“À plus, les daronnes !” : libres comme l’air au Japon

Jamais, quand j’ai rencontré Julia, je n’aurais pensé que nous nous retrouverions, vingt-cinq ans plus tard, dans un bar à karaoké un peu louche, perdu au cinquième étage d’un bâtiment d’Osaka, nous égosillant en compagnie de nos garçons adolescents.

Pour être tout à fait honnête, j’aurais pu anticiper le karaoké. Car si Julia et moi sommes devenues amies, c’est en bonne partie parce que nous avons souvent fini bonnes dernières sur la piste de danse. Combien de nuits avons-nous passées, à la trentaine, dans les bras l’une de l’autre au petit matin, à la fois épuisées et resplendissantes de vie. Je la regardais et je la trouvais absolument fantastique.

Puis, nos vies ont beaucoup changé. Mariage, enfants et, pour elle, un passage à l’étranger. Le tout suivi d’un divorce pour toutes les deux. Et pendant tout ce temps, nous sommes restées amies. D’excellentes amies, dont l’une des plus grandes joies fut de voir que nos fils, nés avec un mois d’écart, s’entendaient à merveille. Bébés, ils manifestaient tous les deux des trésors de patience et de bonne humeur pendant que leurs grandes sœurs respectives s’amusaient à les déguiser en fées. Ils se regardaient, barbouillés de rouge à lèvres et partaient dans d’incontrôlables fous rires sans que personne ne comprenne pourquoi.

Une complicité totale

C’est d’ailleurs devenu la caractéristique de leur amitié : ces parties de rigolade à ne plus pouvoir parler ou respirer et, bien souvent, à s’en rouler littéralement par terre. Ils ont songé à créer une chaîne YouTube baptisée “Stupid Stuff” [“Trucs débiles”] et se sont inventé une poignée de main ultrasophistiquée. Ils racontaient des âneries sans s’arrêter et riaient tellement fort qu’on les retrouvait régulièrement par terre, les larmes aux yeux, frappant du poing sur le sol pour que cela cesse – et que cela dure éternellement en même temps. Des moments de joie pure.

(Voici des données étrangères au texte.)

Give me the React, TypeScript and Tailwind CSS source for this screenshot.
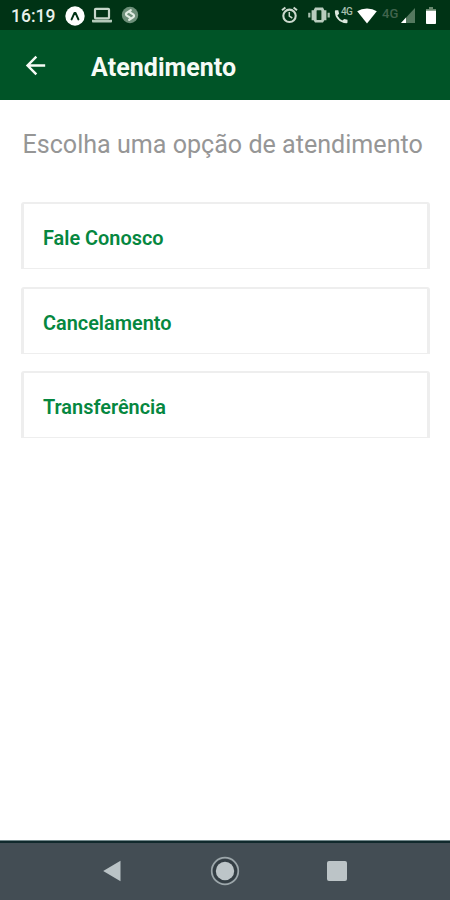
import { MdArrowBack } from "react-icons/md";

const options = ["Fale Conosco", "Cancelamento", "Transferência"];

function StatusBar() {
  return (
    <div className="h-[30px] shrink-0 bg-[#003315] flex items-center text-[#e9f1eb]">
      <span className="ml-[11px] mt-[4px] w-[44px] text-[17.5px] leading-none font-medium whitespace-nowrap">
        16:19
      </span>
      {/* notifications */}
      <svg className="ml-[10px] mt-px" width="20" height="20" viewBox="0 0 20 20">
        <circle cx="10" cy="10" r="9.7" fill="#fff" />
        <path d="M6.6 13.4 9.4 7.1h1.2l2.8 6.3" fill="none" stroke="#003315" strokeWidth="2" strokeLinecap="round" strokeLinejoin="round" />
      </svg>
      <svg className="ml-[7px]" width="20" height="16" viewBox="0 0 20 16">
        <rect x="3" y="1.8" width="14" height="9.6" rx="0.8" fill="none" stroke="#c5d6c9" strokeWidth="2.2" />
        <path d="M0 12.7h20v1.8q0 .9-.8.9H.8q-.8 0-.8-.9z" fill="#b4c9b9" />
      </svg>
      <svg className="ml-[9px]" width="18" height="18" viewBox="0 0 18 18">
        <circle cx="9" cy="9" r="8.2" fill="#6d8f79" />
        <path d="M9.8 4.2 6 6.6q-2 1.5-.2 3.1l2.9 1.7M8.2 13.8l3.8-2.4q2-1.5.2-3.1L9.3 6.6" fill="none" stroke="#e1ece3" strokeWidth="2.2" strokeLinecap="round" />
      </svg>

      {/* system */}
      <div className="ml-auto mr-[14px] flex items-center">
        <svg width="17" height="18" viewBox="0 0 17 18">
          <circle cx="8.5" cy="9.8" r="6.2" fill="none" stroke="#cbd9cd" strokeWidth="2.1" />
          <path d="M1 4.2 4.4 1.4M16 4.2 12.6 1.4" stroke="#cbd9cd" strokeWidth="2" />
          <path d="M8.3 6v4.2l3 1.8" fill="none" stroke="#cbd9cd" strokeWidth="1.5" />
        </svg>
        <svg className="ml-[10px]" width="22" height="18" viewBox="0 0 22 18">
          <path d="M7 1.6h8l1.4 2.6h2v10h-2L15 16.6H7l-1.4-2.4h-2v-10h2z" fill="#b9ccbe" />
          <rect x="8.6" y="4.2" width="4.8" height="9.8" rx="0.6" fill="#08391b" />
          <path d="M1.3 6.8v4.8M20.7 6.8v4.8" stroke="#a9c0af" strokeWidth="2.2" />
        </svg>
        <div className="relative ml-[4px] w-[19px] h-[18px]">
          <svg className="mt-px" width="18" height="18" viewBox="0 0 18 18">
            <path d="M1.7 3.3h2.6l.8 3.5-1.7 1.7q1.8 3.5 5 5.1l1.8-1.7 3.3.8v2.8q-.2.8-1 .8Q7 16 3.8 12.3.7 8.8.9 4.2q0-.9.8-.9z" fill="#dce7de" />
          </svg>
          <span className="absolute left-[7px] top-px text-[10px] leading-none font-medium tracking-[-0.6px] text-[#a8bfae]">4G</span>
        </div>
        <svg className="ml-[4px] mt-px" width="20" height="16" viewBox="0 0 20 16">
          <path d="M10 15.5.2 3.3Q4.3.5 10 .5t9.8 2.8z" fill="#fff" />
        </svg>
        <span className="ml-[5px] w-[18px] -mt-[4px] text-[13px] leading-none font-medium text-[#41644d]">4G</span>
        <svg className="ml-px mt-px" width="14" height="15" viewBox="0 0 14 15">
          <path d="M14 0v15H0z" fill="#54795f" />
          <path d="M5 9.6V15H0z" fill="#fff" />
        </svg>
        <svg className="ml-[11px] mt-px" width="10" height="17" viewBox="0 0 10 17">
          <path d="M3 0h4v2h2.2q.8 0 .8.8v13.4q0 .8-.8.8H.8q-.8 0-.8-.8V2.8Q0 2 .8 2H3z" fill="#fff" />
          <path d="M3 0h4v2h3v1.8H0V2h3z" fill="#69886f" />
        </svg>
      </div>
    </div>
  );
}

function Header() {
  return (
    <header className="h-[70px] shrink-0 bg-[#005427] flex items-center text-[#f6fbf6]">
      <button className="ml-[21px] mt-px" aria-label="Voltar">
        <MdArrowBack size={29} />
      </button>
      <h1 className="ml-[41px] mt-[4px] text-[25px] leading-none font-bold tracking-[0.05px]">Atendimento</h1>
    </header>
  );
}

function OptionCard({ label }: { label: string }) {
  return (
    <button className="h-[67px] px-[19px] pt-[6px] rounded-t-[3px] border-x-[3px] border-t-2 border-b border-[#eeeeee] bg-white flex items-center text-[19.9px] font-semibold text-[#06873f]">
      {label}
    </button>
  );
}

function NavBar() {
  return (
    <nav className="h-[60px] shrink-0 bg-[#434d54] border-t border-[#71878a]">
      <div className="h-full pb-[2px] border-t-2 border-[#10292c] flex items-center justify-center">
        <svg width="18" height="22" viewBox="0 0 18 22">
          <path d="M17.5.8v20.4L.2 11z" fill="#bac3c6" />
        </svg>
        <svg className="ml-[89px]" width="30" height="30" viewBox="0 0 30 30">
          <circle cx="15" cy="15" r="12" fill="#343e44" />
          <circle cx="15" cy="15" r="13.3" fill="none" stroke="#9ca6aa" strokeWidth="1.7" />
          <circle cx="15" cy="15" r="9.2" fill="#bdc5c8" />
        </svg>
        <div className="ml-[87px] size-[20px] rounded-[2px] bg-[#bcc4c7]" />
      </div>
    </nav>
  );
}

export default function App() {
  return (
    <div className="w-full h-screen flex flex-col bg-white font-['Roboto',sans-serif] overflow-hidden">
      <StatusBar />
      <Header />
      <main className="flex-1 pt-[28px]">
        <p className="ml-[22.5px] h-[34px] leading-[34px] text-[25.1px] text-[#969696] whitespace-nowrap">
          Escolha uma opção de atendimento
        </p>
        <div className="mt-[40px] ml-[21px] mr-[20px] flex flex-col gap-[17.5px]">
          {options.map((label) => (
            <OptionCard key={label} label={label} />
          ))}
        </div>
      </main>
      <NavBar />
    </div>
  );
}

Autant dire que Julia et moi étions particulièrement impatientes, en février 2020, alors que nous avions décidé de les emmener au Japon pour leurs 11 ans. Et terriblement déçues quand la pandémie a condamné nos projets de voyage en 2020, puis en 2021. Nous ne sommes arrivés à Tokyo qu’en avril 2023. Entre-temps, les choses avaient changé. Ce n’était plus deux petits garçons qui partaient avec nous, mais deux ados de 14 ans, dégingandés et à des stades plus ou moins avancés de la puberté, qui ne s’étaient presque pas vus pendant deux ans. Mon fils, qui a demandé à être appelé “S-Dog” dans cet article, s’intéressait au shadow boxing [où les coups sont portés dans le vide] et au rap.